**Problem to work on:** Where a line of the material contains the string "this", copy that line.
START Dataset rows
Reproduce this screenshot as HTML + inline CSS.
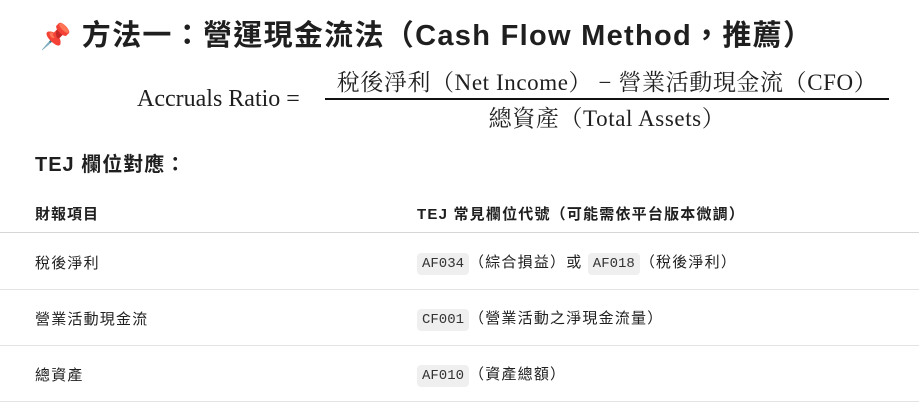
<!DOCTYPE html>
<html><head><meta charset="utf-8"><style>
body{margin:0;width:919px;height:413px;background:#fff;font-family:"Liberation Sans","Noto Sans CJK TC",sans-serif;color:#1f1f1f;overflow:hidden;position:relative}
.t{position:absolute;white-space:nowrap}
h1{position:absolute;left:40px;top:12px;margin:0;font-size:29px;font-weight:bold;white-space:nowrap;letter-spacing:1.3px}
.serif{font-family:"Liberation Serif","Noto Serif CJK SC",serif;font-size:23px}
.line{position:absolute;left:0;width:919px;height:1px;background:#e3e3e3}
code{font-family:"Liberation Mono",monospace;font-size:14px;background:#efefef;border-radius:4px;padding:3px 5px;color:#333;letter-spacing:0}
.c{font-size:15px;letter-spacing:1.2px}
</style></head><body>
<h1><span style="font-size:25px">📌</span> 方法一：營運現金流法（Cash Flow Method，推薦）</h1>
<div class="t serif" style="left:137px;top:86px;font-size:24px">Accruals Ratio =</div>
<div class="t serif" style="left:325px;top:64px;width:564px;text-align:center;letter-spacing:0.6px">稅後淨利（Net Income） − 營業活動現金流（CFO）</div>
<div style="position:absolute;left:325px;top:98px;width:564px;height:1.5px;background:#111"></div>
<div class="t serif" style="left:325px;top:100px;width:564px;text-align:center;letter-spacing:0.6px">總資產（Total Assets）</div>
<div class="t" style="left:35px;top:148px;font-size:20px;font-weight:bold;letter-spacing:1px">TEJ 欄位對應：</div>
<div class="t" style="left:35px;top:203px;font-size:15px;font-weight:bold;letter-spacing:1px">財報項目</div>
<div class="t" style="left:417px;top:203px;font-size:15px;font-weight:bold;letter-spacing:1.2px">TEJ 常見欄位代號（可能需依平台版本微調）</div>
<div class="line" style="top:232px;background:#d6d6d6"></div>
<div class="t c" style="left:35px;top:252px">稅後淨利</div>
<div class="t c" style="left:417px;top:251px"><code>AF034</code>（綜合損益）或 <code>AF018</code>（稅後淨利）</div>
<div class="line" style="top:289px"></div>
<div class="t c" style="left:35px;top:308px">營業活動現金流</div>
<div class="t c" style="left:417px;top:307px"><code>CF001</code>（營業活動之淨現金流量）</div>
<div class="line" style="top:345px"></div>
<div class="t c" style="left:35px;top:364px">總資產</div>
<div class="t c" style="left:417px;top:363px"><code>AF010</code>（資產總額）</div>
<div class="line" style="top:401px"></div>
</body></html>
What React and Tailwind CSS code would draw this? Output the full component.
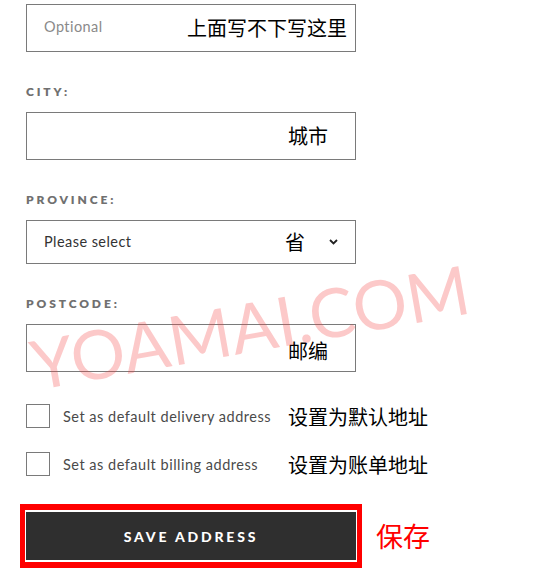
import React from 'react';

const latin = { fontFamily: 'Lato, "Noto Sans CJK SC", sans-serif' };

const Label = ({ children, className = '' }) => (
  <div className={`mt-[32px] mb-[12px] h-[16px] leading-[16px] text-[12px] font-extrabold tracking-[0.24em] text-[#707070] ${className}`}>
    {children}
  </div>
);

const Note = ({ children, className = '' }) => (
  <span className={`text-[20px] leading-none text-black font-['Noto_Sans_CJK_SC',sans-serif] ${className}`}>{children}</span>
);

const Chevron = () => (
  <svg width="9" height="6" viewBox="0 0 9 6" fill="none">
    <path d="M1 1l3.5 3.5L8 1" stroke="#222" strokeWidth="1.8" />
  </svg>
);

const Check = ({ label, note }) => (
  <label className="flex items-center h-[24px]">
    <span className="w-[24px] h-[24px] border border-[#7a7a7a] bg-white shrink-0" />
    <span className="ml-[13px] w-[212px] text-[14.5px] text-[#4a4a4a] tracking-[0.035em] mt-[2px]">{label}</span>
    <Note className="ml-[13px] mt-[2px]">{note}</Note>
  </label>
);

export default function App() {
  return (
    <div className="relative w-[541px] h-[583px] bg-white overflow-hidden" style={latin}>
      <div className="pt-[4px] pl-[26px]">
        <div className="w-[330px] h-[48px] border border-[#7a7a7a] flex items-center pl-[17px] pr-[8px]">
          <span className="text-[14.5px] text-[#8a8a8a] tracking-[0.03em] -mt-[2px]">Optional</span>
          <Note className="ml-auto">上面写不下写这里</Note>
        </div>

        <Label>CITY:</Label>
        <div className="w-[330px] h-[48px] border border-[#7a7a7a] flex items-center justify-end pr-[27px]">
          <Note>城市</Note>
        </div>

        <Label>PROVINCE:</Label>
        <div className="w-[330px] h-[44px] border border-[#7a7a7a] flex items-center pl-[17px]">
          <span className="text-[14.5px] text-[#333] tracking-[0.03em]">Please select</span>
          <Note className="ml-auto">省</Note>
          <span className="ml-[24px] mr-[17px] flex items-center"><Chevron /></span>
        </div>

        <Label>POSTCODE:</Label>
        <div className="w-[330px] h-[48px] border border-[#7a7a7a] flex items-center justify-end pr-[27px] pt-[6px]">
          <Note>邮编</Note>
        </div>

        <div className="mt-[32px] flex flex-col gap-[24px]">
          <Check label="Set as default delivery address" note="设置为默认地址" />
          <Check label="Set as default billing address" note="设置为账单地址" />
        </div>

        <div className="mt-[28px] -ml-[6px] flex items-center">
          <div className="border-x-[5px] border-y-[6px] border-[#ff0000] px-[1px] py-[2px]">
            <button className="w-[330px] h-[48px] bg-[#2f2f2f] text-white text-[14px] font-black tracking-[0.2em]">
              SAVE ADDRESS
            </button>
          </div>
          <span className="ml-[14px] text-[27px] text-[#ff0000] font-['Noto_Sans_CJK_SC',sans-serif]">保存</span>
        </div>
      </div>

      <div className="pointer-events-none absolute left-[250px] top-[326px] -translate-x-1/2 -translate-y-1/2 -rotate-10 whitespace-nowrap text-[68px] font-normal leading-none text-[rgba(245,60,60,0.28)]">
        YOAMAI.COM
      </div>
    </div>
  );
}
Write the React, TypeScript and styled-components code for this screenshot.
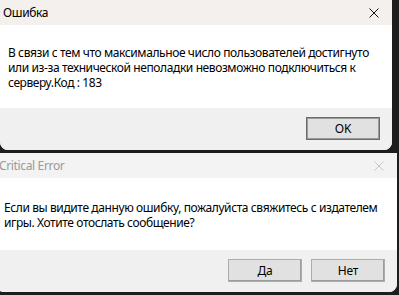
END Dataset rows
**Finished task:**
Reproduce this screenshot as HTML + inline CSS.
What React and Tailwind CSS code would draw this? Output the full component.
Write the React, TypeScript and styled-components code for this screenshot.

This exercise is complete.